SHORT PROBLEM: Scan the listing below and copy every line holding "index".

DATA SEGMENT:
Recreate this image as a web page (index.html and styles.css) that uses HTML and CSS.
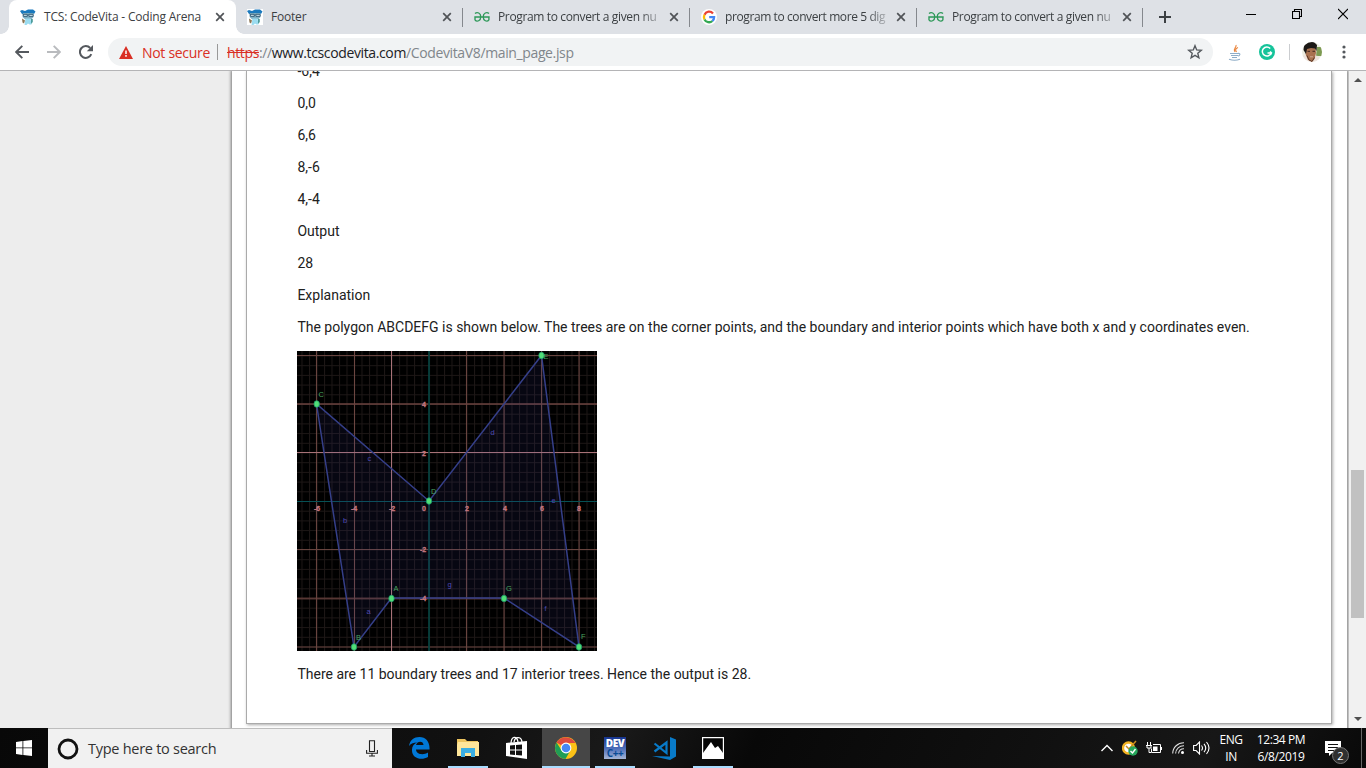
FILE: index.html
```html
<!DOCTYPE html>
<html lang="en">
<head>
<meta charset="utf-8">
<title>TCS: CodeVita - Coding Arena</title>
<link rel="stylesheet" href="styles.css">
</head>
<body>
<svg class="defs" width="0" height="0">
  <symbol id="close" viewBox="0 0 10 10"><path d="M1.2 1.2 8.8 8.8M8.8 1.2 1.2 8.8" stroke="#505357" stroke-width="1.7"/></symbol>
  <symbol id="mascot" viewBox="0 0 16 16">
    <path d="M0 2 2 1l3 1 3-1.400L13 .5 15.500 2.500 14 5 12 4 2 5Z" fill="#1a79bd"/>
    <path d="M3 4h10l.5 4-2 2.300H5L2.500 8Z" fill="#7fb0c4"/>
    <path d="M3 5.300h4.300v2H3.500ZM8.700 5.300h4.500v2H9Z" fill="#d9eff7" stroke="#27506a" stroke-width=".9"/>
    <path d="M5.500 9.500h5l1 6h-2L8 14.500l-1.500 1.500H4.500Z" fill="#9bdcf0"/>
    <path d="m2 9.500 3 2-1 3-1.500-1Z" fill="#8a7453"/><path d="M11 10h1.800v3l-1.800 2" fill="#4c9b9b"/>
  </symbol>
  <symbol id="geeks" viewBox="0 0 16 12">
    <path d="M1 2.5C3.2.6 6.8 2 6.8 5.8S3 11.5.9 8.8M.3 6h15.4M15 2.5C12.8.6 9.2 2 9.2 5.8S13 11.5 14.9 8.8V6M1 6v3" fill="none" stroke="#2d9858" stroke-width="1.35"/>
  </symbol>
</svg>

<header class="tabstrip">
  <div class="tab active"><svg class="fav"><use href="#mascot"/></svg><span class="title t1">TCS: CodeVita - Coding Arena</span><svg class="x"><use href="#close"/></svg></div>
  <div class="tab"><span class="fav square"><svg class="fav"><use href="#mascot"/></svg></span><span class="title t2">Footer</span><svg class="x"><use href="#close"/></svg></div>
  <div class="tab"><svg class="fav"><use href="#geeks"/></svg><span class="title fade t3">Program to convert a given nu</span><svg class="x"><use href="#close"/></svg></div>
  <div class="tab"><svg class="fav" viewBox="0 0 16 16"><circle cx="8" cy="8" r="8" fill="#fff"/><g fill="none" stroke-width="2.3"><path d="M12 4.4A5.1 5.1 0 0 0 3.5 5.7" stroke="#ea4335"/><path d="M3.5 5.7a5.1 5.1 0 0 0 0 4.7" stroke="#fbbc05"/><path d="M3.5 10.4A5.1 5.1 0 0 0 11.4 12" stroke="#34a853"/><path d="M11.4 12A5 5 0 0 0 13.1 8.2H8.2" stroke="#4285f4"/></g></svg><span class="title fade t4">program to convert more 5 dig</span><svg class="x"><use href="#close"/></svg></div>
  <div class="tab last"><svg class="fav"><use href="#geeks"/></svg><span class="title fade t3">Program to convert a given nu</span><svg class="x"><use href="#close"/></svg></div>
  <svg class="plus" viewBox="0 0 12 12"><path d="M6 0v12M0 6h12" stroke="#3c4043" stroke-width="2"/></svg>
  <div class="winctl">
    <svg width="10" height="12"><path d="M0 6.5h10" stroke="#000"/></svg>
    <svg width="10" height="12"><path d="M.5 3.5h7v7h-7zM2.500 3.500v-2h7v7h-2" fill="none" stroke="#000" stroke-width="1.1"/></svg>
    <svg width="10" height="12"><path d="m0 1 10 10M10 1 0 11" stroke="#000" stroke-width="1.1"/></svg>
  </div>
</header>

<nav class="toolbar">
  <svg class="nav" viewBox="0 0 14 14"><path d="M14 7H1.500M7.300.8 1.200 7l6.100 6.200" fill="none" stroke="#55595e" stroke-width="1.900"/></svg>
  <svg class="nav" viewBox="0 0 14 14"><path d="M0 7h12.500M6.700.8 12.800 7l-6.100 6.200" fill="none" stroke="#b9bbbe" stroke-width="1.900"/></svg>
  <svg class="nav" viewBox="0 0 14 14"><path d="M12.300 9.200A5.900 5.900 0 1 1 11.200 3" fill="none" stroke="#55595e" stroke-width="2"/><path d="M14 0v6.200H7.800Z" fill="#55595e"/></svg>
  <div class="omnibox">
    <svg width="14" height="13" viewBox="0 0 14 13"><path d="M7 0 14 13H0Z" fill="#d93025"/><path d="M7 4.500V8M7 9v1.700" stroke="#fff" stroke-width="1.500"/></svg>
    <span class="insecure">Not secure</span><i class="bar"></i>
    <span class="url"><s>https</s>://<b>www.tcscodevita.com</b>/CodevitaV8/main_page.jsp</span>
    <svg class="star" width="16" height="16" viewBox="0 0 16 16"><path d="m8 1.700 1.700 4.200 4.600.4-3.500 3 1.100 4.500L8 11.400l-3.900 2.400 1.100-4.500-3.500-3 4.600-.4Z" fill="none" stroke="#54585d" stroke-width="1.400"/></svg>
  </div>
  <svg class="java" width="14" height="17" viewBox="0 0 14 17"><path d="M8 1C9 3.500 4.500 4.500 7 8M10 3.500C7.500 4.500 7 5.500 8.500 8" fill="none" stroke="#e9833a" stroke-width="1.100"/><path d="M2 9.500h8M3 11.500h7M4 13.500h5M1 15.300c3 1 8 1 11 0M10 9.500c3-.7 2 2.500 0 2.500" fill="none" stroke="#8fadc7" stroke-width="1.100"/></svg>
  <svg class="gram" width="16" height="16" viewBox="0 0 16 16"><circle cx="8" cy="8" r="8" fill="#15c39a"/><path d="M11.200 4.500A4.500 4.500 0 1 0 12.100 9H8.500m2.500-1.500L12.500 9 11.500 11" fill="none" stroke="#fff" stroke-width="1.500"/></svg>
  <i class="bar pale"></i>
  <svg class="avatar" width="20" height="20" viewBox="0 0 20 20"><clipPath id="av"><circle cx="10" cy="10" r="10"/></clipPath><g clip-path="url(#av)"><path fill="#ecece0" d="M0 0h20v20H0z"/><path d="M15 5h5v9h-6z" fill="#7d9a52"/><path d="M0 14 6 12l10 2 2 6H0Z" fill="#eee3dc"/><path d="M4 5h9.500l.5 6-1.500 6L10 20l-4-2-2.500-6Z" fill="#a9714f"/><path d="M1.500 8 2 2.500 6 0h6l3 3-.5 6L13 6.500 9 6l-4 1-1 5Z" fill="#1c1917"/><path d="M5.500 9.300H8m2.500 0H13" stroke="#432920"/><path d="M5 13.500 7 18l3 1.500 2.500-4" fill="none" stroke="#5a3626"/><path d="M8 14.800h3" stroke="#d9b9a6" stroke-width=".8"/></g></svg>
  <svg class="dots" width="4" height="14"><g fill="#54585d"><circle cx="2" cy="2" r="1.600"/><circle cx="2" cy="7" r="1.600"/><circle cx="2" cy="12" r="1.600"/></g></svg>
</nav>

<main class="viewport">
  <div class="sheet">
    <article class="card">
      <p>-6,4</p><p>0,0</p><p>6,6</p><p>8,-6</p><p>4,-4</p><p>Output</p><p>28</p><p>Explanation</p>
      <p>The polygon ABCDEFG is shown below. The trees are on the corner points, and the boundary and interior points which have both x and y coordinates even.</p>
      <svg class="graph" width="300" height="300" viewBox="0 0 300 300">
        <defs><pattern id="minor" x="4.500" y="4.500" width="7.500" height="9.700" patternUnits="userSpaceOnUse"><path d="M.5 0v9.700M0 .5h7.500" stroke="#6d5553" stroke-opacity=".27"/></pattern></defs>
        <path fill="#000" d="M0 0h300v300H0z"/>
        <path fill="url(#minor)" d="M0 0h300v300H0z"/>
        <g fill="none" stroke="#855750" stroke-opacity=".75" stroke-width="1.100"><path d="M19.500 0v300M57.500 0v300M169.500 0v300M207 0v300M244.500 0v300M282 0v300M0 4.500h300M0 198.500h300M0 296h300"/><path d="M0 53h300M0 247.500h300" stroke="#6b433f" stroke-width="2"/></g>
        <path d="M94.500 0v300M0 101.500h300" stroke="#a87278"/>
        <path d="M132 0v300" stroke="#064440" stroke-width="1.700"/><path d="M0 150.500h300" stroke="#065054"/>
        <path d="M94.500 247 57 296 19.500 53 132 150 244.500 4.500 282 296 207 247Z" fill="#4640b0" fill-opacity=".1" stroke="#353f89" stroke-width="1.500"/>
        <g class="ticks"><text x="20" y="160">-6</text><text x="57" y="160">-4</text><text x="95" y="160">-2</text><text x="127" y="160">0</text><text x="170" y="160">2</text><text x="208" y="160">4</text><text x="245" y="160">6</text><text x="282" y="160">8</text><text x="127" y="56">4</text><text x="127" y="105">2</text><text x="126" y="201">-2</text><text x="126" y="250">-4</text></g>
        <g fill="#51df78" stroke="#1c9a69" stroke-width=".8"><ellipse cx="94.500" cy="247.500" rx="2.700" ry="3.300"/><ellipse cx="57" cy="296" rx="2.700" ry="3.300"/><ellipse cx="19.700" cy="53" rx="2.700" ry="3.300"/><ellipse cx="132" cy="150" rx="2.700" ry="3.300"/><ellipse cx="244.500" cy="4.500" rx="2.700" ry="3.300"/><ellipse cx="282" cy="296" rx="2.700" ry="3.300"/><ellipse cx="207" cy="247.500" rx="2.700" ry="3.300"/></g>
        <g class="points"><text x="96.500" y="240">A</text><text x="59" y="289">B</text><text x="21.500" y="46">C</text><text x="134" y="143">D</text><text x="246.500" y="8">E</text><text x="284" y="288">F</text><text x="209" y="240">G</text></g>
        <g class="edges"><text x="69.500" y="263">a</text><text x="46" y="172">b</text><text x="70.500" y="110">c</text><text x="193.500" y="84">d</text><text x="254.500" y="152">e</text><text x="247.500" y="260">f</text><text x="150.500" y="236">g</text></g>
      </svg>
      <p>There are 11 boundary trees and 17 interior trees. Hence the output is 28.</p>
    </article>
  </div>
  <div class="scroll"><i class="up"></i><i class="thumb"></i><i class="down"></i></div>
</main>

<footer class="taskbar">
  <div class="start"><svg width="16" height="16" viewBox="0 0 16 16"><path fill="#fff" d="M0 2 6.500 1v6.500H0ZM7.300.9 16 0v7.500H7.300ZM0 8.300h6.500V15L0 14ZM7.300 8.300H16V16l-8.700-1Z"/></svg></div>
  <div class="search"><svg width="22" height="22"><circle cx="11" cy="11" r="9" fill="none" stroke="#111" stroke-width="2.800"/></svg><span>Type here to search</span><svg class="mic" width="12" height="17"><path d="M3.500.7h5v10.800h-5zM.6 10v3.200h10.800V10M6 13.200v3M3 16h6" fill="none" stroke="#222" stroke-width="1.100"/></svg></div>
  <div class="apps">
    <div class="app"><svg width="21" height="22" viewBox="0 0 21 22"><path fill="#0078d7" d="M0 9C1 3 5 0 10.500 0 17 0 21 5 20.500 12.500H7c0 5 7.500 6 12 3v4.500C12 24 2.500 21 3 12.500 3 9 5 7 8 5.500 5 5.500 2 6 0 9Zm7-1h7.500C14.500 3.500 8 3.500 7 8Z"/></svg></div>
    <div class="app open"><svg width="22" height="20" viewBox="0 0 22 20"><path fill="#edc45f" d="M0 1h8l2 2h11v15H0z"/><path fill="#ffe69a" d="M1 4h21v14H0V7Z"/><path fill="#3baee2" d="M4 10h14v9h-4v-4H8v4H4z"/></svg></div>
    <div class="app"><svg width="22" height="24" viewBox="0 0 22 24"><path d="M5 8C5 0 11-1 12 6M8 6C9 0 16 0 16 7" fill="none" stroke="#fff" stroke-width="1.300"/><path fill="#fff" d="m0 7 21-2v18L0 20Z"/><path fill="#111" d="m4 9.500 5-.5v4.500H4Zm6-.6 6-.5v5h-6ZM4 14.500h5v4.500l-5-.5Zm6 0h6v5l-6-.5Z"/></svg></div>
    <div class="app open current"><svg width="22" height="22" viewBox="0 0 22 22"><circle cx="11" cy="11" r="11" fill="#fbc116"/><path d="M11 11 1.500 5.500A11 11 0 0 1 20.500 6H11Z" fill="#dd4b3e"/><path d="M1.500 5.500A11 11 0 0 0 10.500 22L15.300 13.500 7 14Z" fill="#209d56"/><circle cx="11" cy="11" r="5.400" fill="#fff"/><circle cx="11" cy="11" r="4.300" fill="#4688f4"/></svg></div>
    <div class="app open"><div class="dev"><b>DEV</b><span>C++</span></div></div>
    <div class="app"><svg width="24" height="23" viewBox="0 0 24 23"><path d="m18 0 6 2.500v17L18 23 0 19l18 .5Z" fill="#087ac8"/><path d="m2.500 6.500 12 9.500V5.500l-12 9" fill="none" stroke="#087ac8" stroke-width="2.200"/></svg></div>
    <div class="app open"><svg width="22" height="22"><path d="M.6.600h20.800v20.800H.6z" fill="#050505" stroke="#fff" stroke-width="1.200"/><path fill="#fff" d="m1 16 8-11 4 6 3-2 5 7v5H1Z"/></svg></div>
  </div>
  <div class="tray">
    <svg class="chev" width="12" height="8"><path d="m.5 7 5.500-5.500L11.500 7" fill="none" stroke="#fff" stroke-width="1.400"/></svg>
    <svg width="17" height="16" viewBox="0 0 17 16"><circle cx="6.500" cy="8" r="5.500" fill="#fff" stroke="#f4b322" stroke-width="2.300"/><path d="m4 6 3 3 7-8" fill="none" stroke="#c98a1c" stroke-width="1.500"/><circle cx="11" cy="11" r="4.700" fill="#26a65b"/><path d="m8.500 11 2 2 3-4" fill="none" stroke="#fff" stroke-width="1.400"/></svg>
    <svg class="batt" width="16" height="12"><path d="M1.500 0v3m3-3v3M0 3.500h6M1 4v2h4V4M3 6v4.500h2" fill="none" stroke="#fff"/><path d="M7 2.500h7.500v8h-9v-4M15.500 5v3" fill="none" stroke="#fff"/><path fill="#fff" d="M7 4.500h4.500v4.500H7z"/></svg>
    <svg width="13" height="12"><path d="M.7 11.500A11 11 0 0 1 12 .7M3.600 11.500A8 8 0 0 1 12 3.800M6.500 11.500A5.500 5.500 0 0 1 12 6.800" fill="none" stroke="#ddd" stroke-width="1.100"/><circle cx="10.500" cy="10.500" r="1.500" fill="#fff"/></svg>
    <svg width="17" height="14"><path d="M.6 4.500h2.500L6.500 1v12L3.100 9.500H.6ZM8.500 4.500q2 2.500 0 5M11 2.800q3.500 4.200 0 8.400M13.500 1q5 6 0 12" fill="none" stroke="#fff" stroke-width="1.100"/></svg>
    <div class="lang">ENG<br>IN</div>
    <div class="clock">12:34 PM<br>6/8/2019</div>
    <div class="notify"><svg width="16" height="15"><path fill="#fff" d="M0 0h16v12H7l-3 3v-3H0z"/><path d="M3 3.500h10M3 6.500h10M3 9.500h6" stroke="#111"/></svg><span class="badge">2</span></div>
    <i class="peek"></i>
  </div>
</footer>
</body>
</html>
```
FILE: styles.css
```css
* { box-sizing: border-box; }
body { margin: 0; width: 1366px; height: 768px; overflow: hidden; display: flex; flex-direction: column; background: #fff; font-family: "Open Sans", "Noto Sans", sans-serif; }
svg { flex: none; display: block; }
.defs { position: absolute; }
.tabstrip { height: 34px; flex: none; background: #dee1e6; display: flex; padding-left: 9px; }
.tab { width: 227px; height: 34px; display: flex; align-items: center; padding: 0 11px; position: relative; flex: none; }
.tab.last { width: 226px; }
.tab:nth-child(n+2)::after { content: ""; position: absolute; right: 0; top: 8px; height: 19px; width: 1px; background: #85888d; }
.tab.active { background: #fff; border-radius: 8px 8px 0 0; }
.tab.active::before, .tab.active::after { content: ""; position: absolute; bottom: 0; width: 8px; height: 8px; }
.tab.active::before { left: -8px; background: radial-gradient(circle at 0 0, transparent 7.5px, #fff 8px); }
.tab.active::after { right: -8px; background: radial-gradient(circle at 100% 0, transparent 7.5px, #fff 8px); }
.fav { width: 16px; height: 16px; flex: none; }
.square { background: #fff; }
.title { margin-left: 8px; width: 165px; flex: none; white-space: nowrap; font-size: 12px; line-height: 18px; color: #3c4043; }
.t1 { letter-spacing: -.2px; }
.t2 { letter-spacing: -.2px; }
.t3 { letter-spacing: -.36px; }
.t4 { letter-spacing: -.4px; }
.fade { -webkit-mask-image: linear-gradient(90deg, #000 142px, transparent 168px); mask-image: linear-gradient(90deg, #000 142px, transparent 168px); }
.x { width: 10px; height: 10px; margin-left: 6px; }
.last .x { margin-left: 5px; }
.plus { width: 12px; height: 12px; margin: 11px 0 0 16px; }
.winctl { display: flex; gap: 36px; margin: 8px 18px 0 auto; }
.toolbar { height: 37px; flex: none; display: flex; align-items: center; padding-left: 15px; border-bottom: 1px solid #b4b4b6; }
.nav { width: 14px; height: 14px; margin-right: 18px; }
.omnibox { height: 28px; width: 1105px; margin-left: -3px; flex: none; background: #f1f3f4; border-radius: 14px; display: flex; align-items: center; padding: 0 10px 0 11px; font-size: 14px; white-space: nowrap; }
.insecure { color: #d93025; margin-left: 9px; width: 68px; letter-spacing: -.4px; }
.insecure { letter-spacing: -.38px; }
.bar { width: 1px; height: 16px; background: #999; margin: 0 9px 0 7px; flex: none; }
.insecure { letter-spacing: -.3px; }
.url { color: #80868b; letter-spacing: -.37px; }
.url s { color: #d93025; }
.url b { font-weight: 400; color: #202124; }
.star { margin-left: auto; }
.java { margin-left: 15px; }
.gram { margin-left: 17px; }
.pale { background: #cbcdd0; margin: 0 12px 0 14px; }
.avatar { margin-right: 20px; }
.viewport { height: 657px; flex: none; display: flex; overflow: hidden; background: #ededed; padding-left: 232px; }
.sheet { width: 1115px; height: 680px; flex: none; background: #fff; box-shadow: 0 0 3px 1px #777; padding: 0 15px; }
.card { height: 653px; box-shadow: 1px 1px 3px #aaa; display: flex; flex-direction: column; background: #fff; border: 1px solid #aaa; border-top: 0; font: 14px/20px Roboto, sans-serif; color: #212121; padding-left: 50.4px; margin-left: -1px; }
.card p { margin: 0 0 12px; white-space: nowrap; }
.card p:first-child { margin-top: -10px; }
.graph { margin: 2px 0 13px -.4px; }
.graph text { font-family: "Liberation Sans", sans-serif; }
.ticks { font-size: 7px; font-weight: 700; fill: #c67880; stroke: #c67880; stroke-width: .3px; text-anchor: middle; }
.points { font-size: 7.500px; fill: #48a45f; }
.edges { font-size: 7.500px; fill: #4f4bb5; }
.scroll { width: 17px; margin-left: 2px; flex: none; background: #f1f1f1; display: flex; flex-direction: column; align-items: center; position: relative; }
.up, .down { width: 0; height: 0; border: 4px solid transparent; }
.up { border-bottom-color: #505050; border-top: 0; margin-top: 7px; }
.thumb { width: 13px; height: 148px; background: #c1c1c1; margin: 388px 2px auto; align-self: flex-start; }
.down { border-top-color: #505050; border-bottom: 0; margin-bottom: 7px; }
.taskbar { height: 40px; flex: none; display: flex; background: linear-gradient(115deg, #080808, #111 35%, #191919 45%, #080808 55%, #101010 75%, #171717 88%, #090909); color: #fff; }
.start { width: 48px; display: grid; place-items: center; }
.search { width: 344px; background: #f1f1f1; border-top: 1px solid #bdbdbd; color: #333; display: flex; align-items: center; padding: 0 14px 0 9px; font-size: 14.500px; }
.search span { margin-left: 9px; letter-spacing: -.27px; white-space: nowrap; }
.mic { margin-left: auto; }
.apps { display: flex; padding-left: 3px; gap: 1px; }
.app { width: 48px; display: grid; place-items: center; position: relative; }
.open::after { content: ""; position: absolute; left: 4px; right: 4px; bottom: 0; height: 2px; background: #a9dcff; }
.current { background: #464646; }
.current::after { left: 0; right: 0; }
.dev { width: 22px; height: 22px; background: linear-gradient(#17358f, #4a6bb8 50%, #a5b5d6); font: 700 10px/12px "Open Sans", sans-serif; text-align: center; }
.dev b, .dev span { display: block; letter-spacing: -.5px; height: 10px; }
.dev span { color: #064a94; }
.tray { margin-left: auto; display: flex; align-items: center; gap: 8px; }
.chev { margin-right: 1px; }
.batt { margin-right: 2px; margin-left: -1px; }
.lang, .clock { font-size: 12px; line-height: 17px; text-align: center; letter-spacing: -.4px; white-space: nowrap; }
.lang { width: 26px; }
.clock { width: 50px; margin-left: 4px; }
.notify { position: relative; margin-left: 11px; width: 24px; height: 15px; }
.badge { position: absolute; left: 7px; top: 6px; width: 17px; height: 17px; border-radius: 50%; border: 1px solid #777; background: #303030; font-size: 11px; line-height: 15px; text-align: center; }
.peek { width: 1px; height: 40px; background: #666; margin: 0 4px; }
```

SOLUTION TO THIS PROBLEM:
Recreate this image as a web page (index.html and styles.css) that uses HTML and CSS.
FILE: index.html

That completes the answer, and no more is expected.